I’m very much like my dad and my grandmother Gertrude.  Daddy could be walking down Gay Street by himself, when a man walked toward him, also by himself.  In five minutes, my dad would know everything about that man.  That’s the way I am too.  I always like to know about people I meet.

I was called Edie by my family.  When my mother wanted to name me Edith, after HER mother, my grandmother Edith said “well, you can name her Edith if you’ll promise never to call her Edie.”  Guess what… most of my friends call me Edie, because that was what my husband called me.

My husband was James “Alex” Williams, or “Willie” as he was nicknamed in the Navy (before I met him).  A lot of our friends called him Willie.  My family called him that too, until I told them all one day that his real name was Alex and he preferred that name.  At hearing this, my oldest niece, Marcia Bouska, said “we CAN’T call him Alex… he’s just so willie-ish.”  Alex and I met at UT in 1950.  We were introduced to each other by my best friend in Tri-Delt, Marilyn Means, and her future husband, Ralph Stuart Depew, Jr., when they first started dating.  Our first date was the Tri-Delt formal in May 1950.

Marilyn and Ralph got married in August 1951, and both Alex and I were in their wedding.  When we got married on November 1, 1957, Marilyn and Ralph were our matron of honor and best man.  We’ve been best friends ever since.

Alex would now be 91, but he died in January 2013.  He was born on May 1, 1926, at home on a farm near Ripley in West Tennessee.  He joined the Navy when he was 18, knowing he would be drafted.  He was in the Navy for almost 2 years, at the end of World War II, working in the engineering department on troop ships going back and forth across the Pacific.  He came to UT on the GI bill in 1948 and shared a dorm room with Ralph Depew in Neyland Stadium.  One Sunday morning, Ralph invited him to go to church with him.  (Alex had grown up in a little Methodist church outside of Ripley and had been going to church anywhere he could walk to from campus.)  That Sunday, they walked from campus to First Christian Church (FCC) on East 5th Avenue.  (Ralph’s father had been a preacher in a Christian church.)  They started singing in the choir after their first Sunday there.

Music has always played an important part in my life, having grown up with piano lessons, chorus work, college music courses, and voice lessons.  I directed the Tri-Delts in All-Sing both of my years at UT, and we won both years.  Later in 1954, I began singing as the contralto soloist in the choir at FCC (with Alex, and Marilyn and Ralph).  I eventually became a member of FCC along with Alex.  Sadly, FCC closed in June 2015, but we shared many great memories there for more than a half century.

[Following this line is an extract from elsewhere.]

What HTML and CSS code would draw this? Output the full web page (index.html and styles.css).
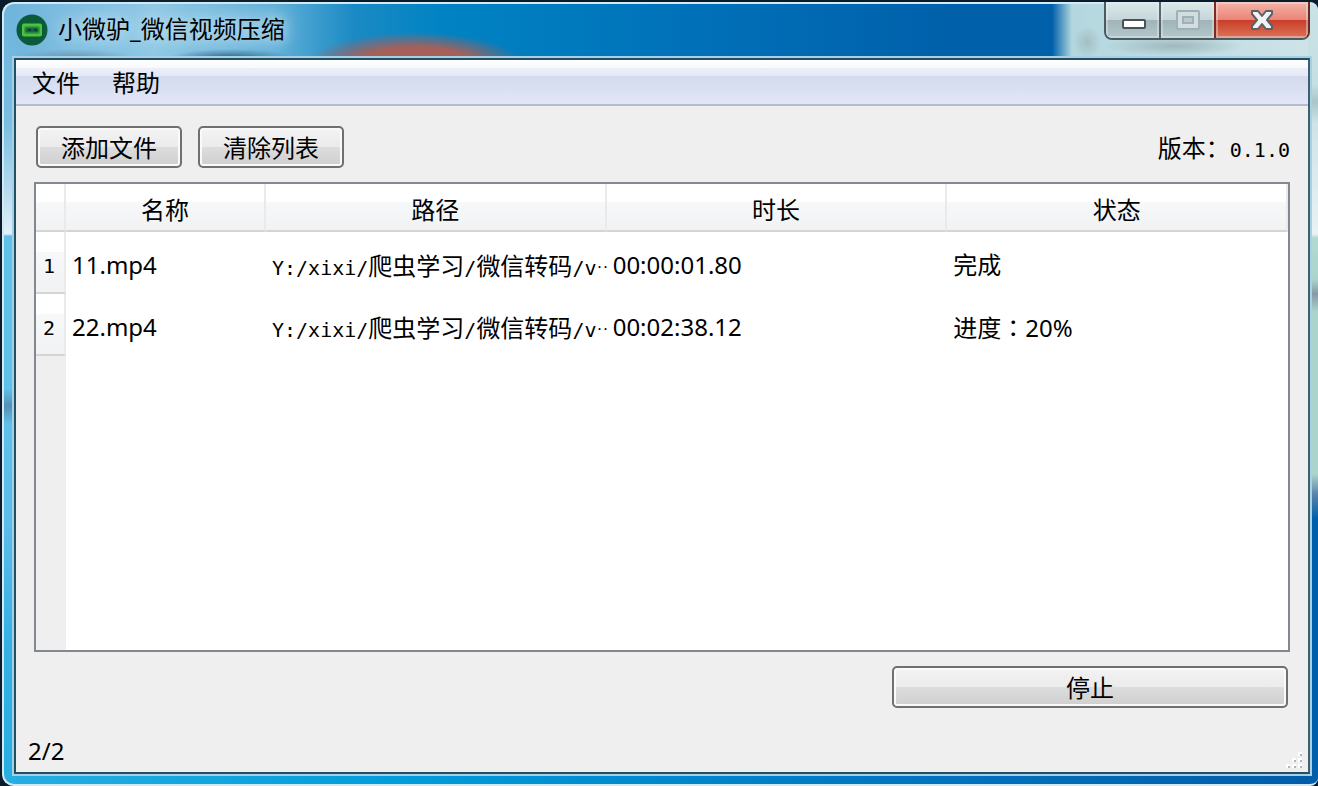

I’ll be putting this letter into a section I have in the computer called “Edie’s diary”…which I’ve promised my kids I’ll write someday.  I forgot to mention that we had four children, three boys and one girl.  We have five grown grandchildren.  Marilyn and Ralph had three girls and one boy.  They have LOTS of grandchildren, some great-grandchildren, plus a couple of great-greats.